If forcing a hunger-striker to eat is a crime, what do we call the extreme brutality of Aqrab Prison administration in its treatment of strikers?


This is a plea to humanitarian and human rights organizations, regarding coup regime atrocities against our loved ones in Aqrab Prison. My son came out to see us in the last visit because we pleaded with him to. Aqrab officials agreed they would allow him a full half-hour visit, behind a glass barrier, of course (whereas by law he is entitled to full one-hour visits without glass partitions). What happened? They cut off the electricity to the visiting room, so the phone headsets went dead. Without those, we could not hear each other at all through the glass barrier. They have no principles, no morals, no honor, and no mercy.
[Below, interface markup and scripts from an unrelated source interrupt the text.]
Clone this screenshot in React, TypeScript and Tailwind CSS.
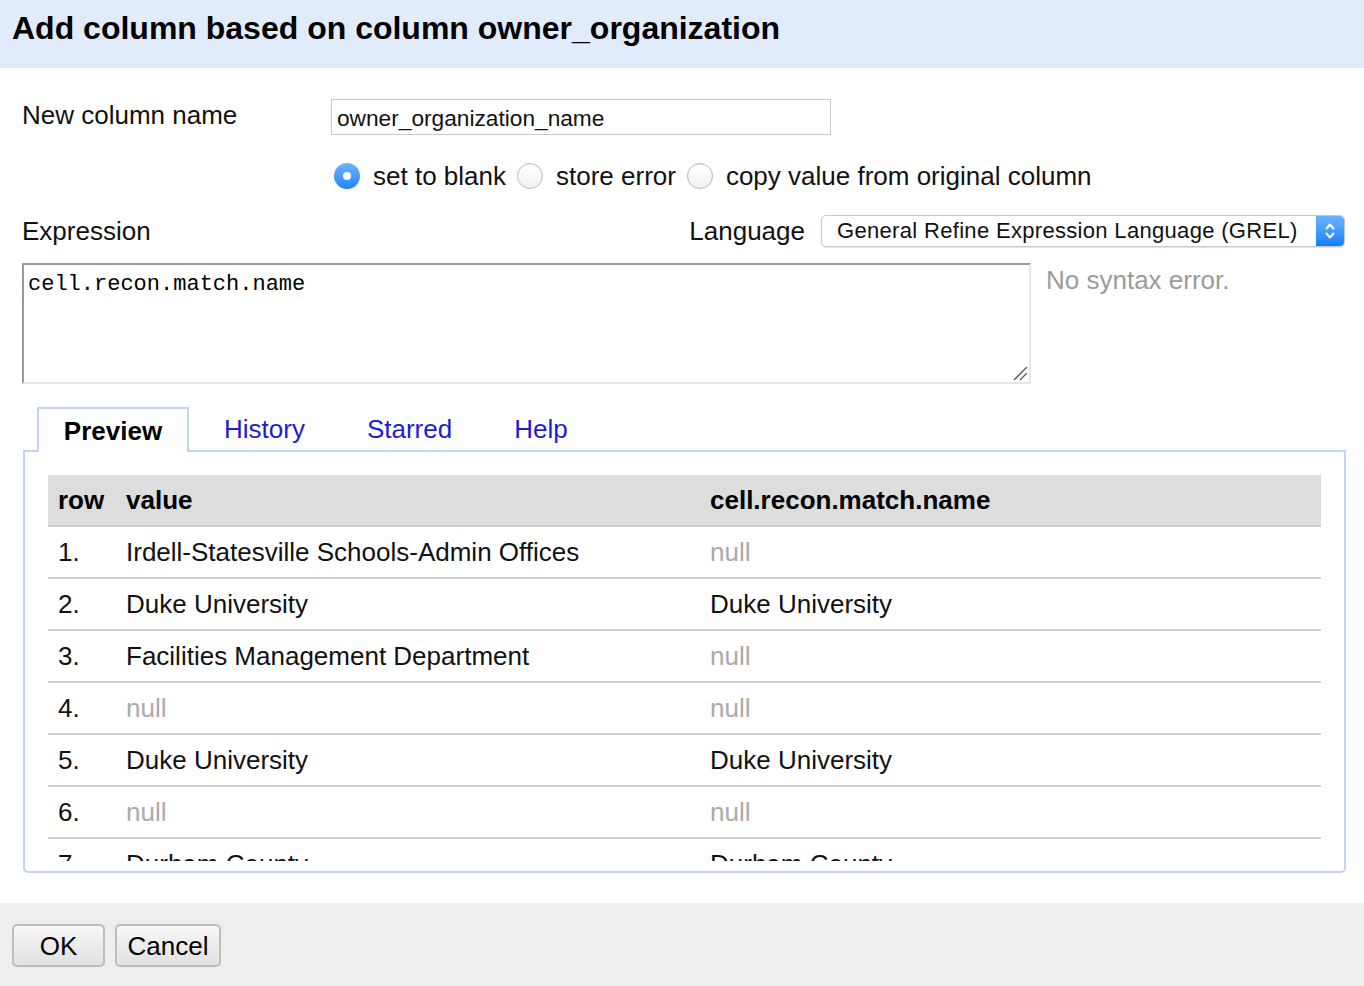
import React from 'react';

const rows = [
    { n: '1.', value: 'Irdell-Statesville Schools-Admin Offices', result: null },
    { n: '2.', value: 'Duke University', result: 'Duke University' },
    { n: '3.', value: 'Facilities Management Department', result: null },
    { n: '4.', value: null, result: null },
    { n: '5.', value: 'Duke University', result: 'Duke University' },
    { n: '6.', value: null, result: null },
    { n: '7.', value: 'Durham County', result: 'Durham County' },
];

const Radio: React.FC<{ checked?: boolean }> = ({ checked }) =>
    checked ? (
        <span className="w-[26px] h-[26px] rounded-full bg-gradient-to-b from-[#6cb4fb] to-[#1c84fb] flex items-center justify-center shrink-0">
            <span className="w-[8px] h-[8px] rounded-full bg-white"></span>
        </span>
    ) : (
        <span className="block w-[26px] h-[26px] rounded-full border border-[#b8b8b8] bg-gradient-to-b from-white to-[#f1f1f1] shadow-[inset_0_1px_1px_rgba(0,0,0,0.05)] shrink-0"></span>
    );

const Cell: React.FC<{ v: string | null }> = ({ v }) =>
    v === null ? <span className="text-[#aaaaaa]">null</span> : <span>{v}</span>;

const App: React.FC = () => {
    return (
        <div className="w-[1364px] h-[986px] flex flex-col bg-white text-[#111] font-['Liberation_Sans',Arial,sans-serif] overflow-hidden">
            {/* Header */}
            <div className="h-[68px] bg-[#e0ebfb] px-[12px] pt-[12px] shrink-0">
                <h1 className="text-[32px] leading-[32px] font-bold text-black">Add column based on column owner_organization</h1>
            </div>

            <div className="flex-1 pl-[22px] pr-[19px] text-[26px]">
                {/* New column name */}
                <div className="mt-[31px] flex items-center h-[36px]">
                    <div className="w-[309px] leading-none pb-[4px]">New column name</div>
                    <div className="w-[500px] h-[36px] border border-[#c8c8c8] px-[5px] flex items-center text-[22.7px] leading-none pt-[2px]">
                        owner_organization_name
                    </div>
                </div>

                {/* On error */}
                <div className="mt-[27px] ml-[312px] flex items-center h-[28px] leading-none">
                    <Radio checked />
                    <span className="ml-[13px]">set to blank</span>
                    <span className="ml-[11px]"><Radio /></span>
                    <span className="ml-[13px]">store error</span>
                    <span className="ml-[11px]"><Radio /></span>
                    <span className="ml-[13px]">copy value from original column</span>
                </div>

                {/* Expression / Language */}
                <div className="mt-[25px] flex items-center justify-between h-[32px] leading-none">
                    <span>Expression</span>
                    <div className="flex items-center">
                        <span className="mr-[16px]">Language</span>
                        <div className="w-[524px] h-[32px] rounded-[5px] border border-[#c9c9c9] shadow-[0_1px_1px_rgba(0,0,0,0.12)] flex items-center overflow-hidden">
                            <span className="flex-1 pl-[15px] text-[22px] tracking-[0.32px] leading-none">General Refine Expression Language (GREL)</span>
                            <span className="w-[28px] h-full bg-gradient-to-b from-[#6ab3fb] to-[#0b7ffd] flex items-center justify-center">
                                <svg width="12" height="20" viewBox="0 0 12 20" fill="none" stroke="white" strokeWidth="2" strokeLinecap="round" strokeLinejoin="round">
                                    <path d="M2.5 7.5 L6 3.5 L9.5 7.5" />
                                    <path d="M2.5 12.5 L6 16.5 L9.5 12.5" />
                                </svg>
                            </span>
                        </div>
                    </div>
                </div>

                {/* Expression textarea */}
                <div className="mt-[16px] flex items-start">
                    <div className="relative">
                        <textarea
                            readOnly
                            defaultValue="cell.recon.match.name"
                            className="block resize-none w-[1009px] h-[121px] border-t-2 border-l-2 border-r-2 border-b-2 border-t-[#9a9a9a] border-l-[#9a9a9a] border-r-[#e6e6e6] border-b-[#e6e6e6] px-[4px] pt-[7px] font-['Liberation_Mono','Courier_New',monospace] text-[22px] leading-[26px] text-black outline-none"
                        />
                        <svg className="absolute right-[3px] bottom-[3px]" width="16" height="16" viewBox="0 0 16 16" fill="none" stroke="#555" strokeWidth="1.3">
                            <path d="M2 15 L15 2" />
                            <path d="M8 15 L15 8" />
                        </svg>
                    </div>
                    <span className="ml-[15px] mt-[4px] text-[#9b9b9b] leading-none">No syntax error.</span>
                </div>

                {/* Tabs */}
                <div className="mt-[23px] ml-[1px] w-[1323px]">
                    <div className="flex items-end pl-[14px] h-[43px]">
                        <div className="h-[45px] w-[152px] justify-center border-2 border-b-0 border-[#c3d3f8] bg-white relative z-10 -mb-[2px] flex items-center font-bold text-black leading-none pt-[1px]">
                            Preview
                        </div>
                        <div className="ml-[8px] px-[27px] h-[43px] flex items-center text-[#1d1dd2] leading-none">History</div>
                        <div className="ml-[8px] px-[27px] h-[43px] flex items-center text-[#1d1dd2] leading-none">Starred</div>
                        <div className="ml-[8px] px-[27px] h-[43px] flex items-center text-[#1d1dd2] leading-none">Help</div>
                    </div>
                    <div className="border-2 border-[#c3d3f8] rounded-b-[5px] pt-[23px] px-[23px] pb-[10px]">
                        <div className="h-[386px] overflow-hidden">
                            <div className="grid grid-cols-[68px_584px_1fr] h-[50px] items-center bg-[#dddddd] border-b-2 border-[#cccccc] font-bold text-black box-content leading-none">
                                <span className="pl-[10px]">row</span>
                                <span className="pl-[10px]">value</span>
                                <span className="pl-[10px]">cell.recon.match.name</span>
                            </div>
                            {rows.map((r, i) => (
                                <div key={i} className="grid grid-cols-[68px_584px_1fr] h-[50px] items-center border-b-2 border-[#d0d0d0] box-content leading-none">
                                    <span className="pl-[10px]">{r.n}</span>
                                    <span className="pl-[10px]"><Cell v={r.value} /></span>
                                    <span className="pl-[10px]"><Cell v={r.result} /></span>
                                </div>
                            ))}
                        </div>
                    </div>
                </div>
            </div>

            {/* Footer */}
            <div className="h-[83px] bg-[#eeeeee] shrink-0 flex items-start pt-[21px] pl-[12px] text-[26px] leading-none">
                <button className="w-[93px] h-[43px] rounded-[5px] border-2 border-[#bdbdbd] bg-gradient-to-b from-[#f7f7f7] to-[#e1e1e1] text-black">OK</button>
                <button className="ml-[10px] w-[106px] h-[43px] rounded-[5px] border-2 border-[#bdbdbd] bg-gradient-to-b from-[#f7f7f7] to-[#e1e1e1] text-black">Cancel</button>
            </div>
        </div>
    );
};

export default App;
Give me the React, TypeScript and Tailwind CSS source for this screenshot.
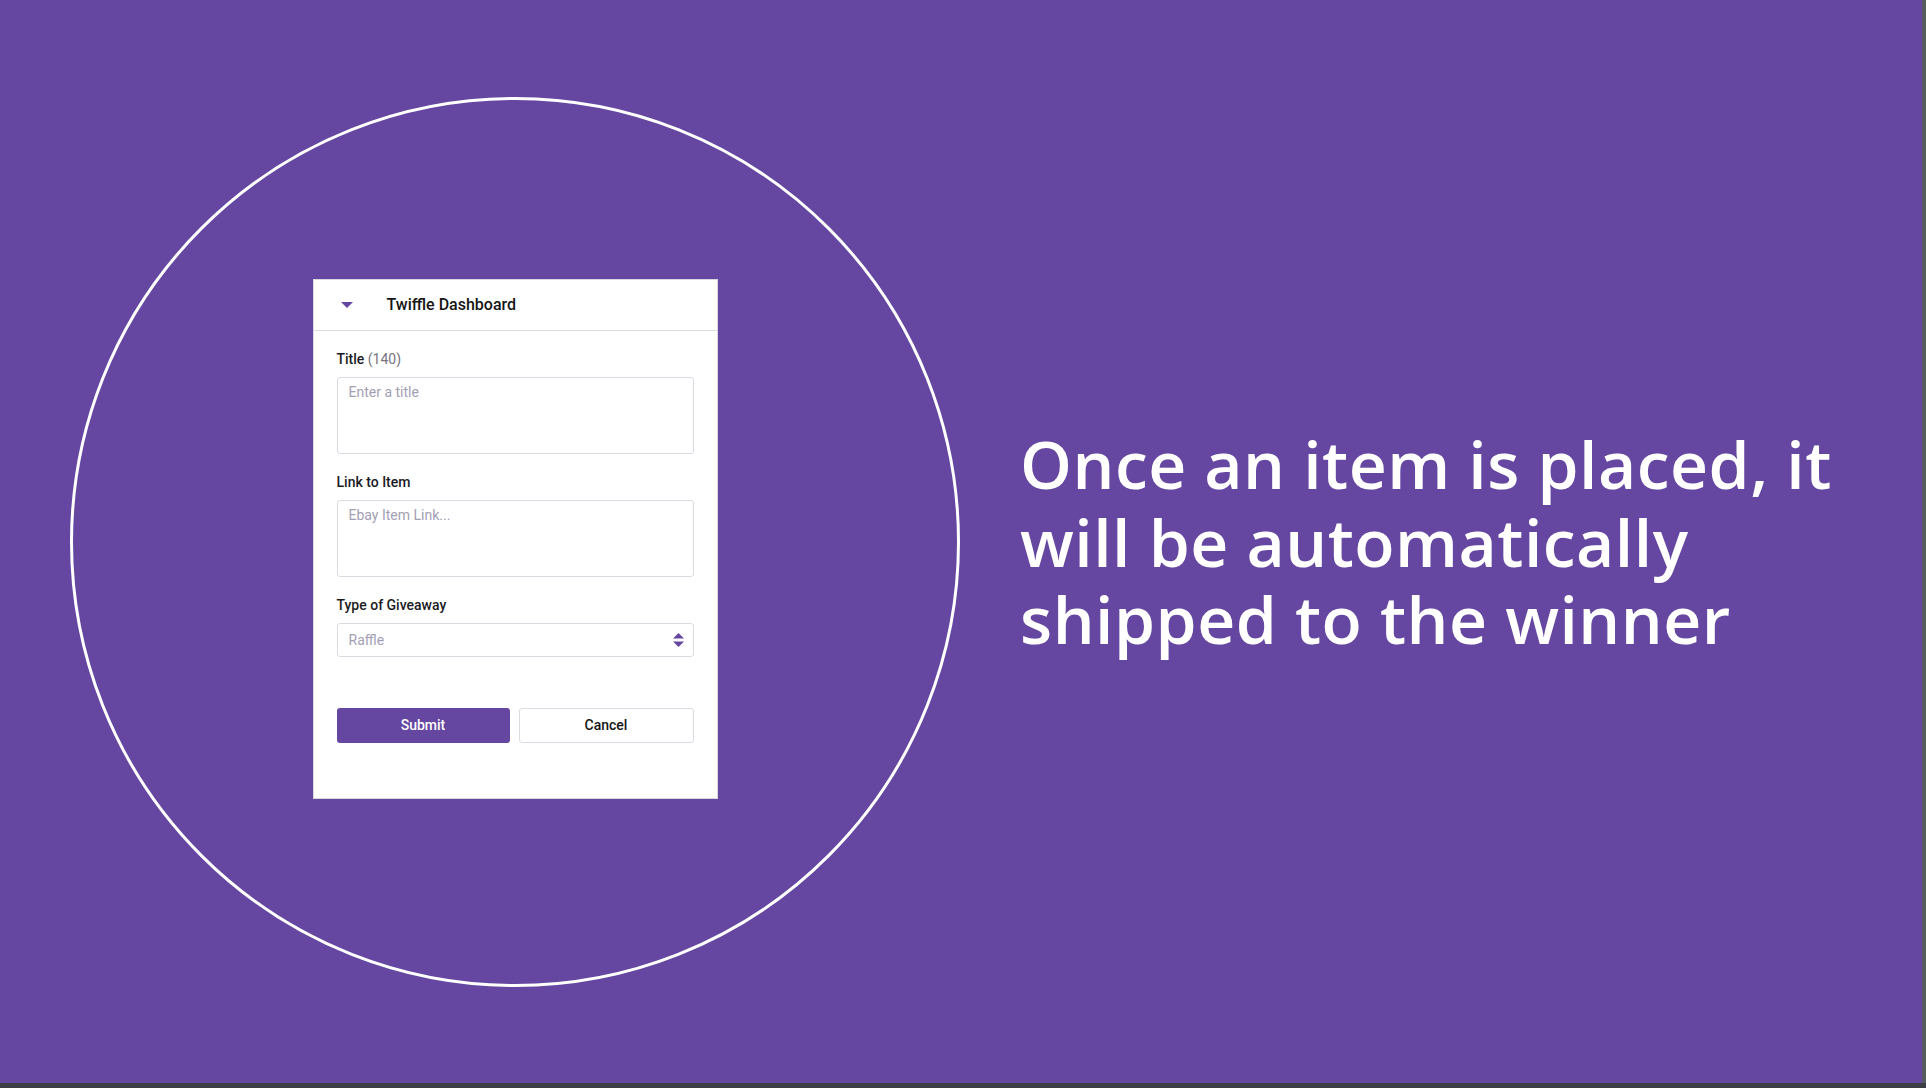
import React from "react";

function Field({ label, extra, placeholder }: { label: string; extra?: string; placeholder: string }) {
  return (
    <div className="flex flex-col">
      <div className="text-[14px] leading-[20px] font-medium text-[#1b1b1f]">
        {label}
        {extra ? <span className="font-normal text-[#77737f]"> {extra}</span> : null}
      </div>
      <textarea
        readOnly
        placeholder={placeholder}
        className="mt-[8px] h-[77px] w-full resize-none rounded-[3px] border border-[#dcdbe3] bg-white px-[11px] pt-[4px] text-[14px] leading-[20px] outline-none placeholder:text-[#a3a0b3]"
      />
    </div>
  );
}

export default function App() {
  return (
    <div className="flex h-[1088px] w-[1926px] flex-col bg-[#3b3e42]" style={{ fontFamily: "Roboto, 'Liberation Sans', sans-serif" }}>
      <div className="flex h-[1083px] w-[1926px]">
        <div className="flex h-[1083px] w-[1922px] items-center bg-[#6547a1] pl-[70px]">
          <div className="flex h-[890px] w-[890px] shrink-0 items-center justify-center rounded-full border-[3px] border-white">
            <div className="mb-[6px] flex h-[520px] w-[405px] flex-col border border-[#d9d8de] bg-white">
              <div className="flex h-[51px] items-center border-b border-[#dcdbe1]">
                <svg width="12" height="6" viewBox="0 0 12 6" className="ml-[27px]">
                  <path d="M0 0 H12 L6 6 Z" fill="#6547a1" />
                </svg>
                <span className="ml-[34px] text-[16px] leading-[24px] font-medium text-[#151515]">Twiffle Dashboard</span>
              </div>
              <div className="flex flex-col px-[23px] pt-[18px]">
                <Field label="Title" extra="(140)" placeholder="Enter a title" />
                <div className="mt-[18px]">
                  <Field label="Link to Item" placeholder="Ebay Item Link..." />
                </div>
                <div className="mt-[18px] flex flex-col">
                  <div className="text-[14px] leading-[20px] font-medium text-[#1b1b1f]">Type of Giveaway</div>
                  <div className="mt-[8px] flex h-[34px] items-center justify-between rounded-[3px] border border-[#dcdbe3] pl-[11px] pr-[9px]">
                    <span className="text-[14px] leading-[20px] text-[#a3a0b3]">Raffle</span>
                    <svg width="11" height="14" viewBox="0 0 11 14">
                      <path d="M5.5 0 L11 5.5 H0 Z" fill="#6547a1" />
                      <path d="M0 8.5 H11 L5.5 14 Z" fill="#6547a1" />
                    </svg>
                  </div>
                </div>
                <div className="mt-[51px] flex gap-[9px]">
                  <button className="h-[35px] flex-1 rounded-[3px] bg-[#6547a1] text-[14px] font-medium text-white">Submit</button>
                  <button className="h-[35px] flex-1 rounded-[3px] border border-[#dcdbe3] bg-white text-[14px] font-medium text-[#151515]">Cancel</button>
                </div>
              </div>
            </div>
          </div>
          <div
            className="ml-[60px] text-[66px] leading-[77.5px] font-semibold tracking-[0.5px] text-white"
            style={{ fontFamily: "'Open Sans', Lato, sans-serif" }}
          >
            <div>Once an item is placed, it</div>
            <div>will be automatically</div>
            <div>shipped to the winner</div>
          </div>
        </div>
        <div className="h-[1083px] w-[4px] bg-[#575c63]" />
      </div>
    </div>
  );
}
In Aqrab, there is nothing but murder, slow and painful death. You starve or die from the cold in the winter, or the heat in the summer, or painfully perish by a poisonous meal contaminated by officers after your family pay dearly and suffer for so long to bring it to you. Or, of course, you die of a disease, after your medication is taken away or runs out, or die from heart-felt anguish of severe insults, provocation, arrogance of psychopathic officers, from extreme ill-treatment by ruthless wardens, or under torture and cracking bones because you dared to object.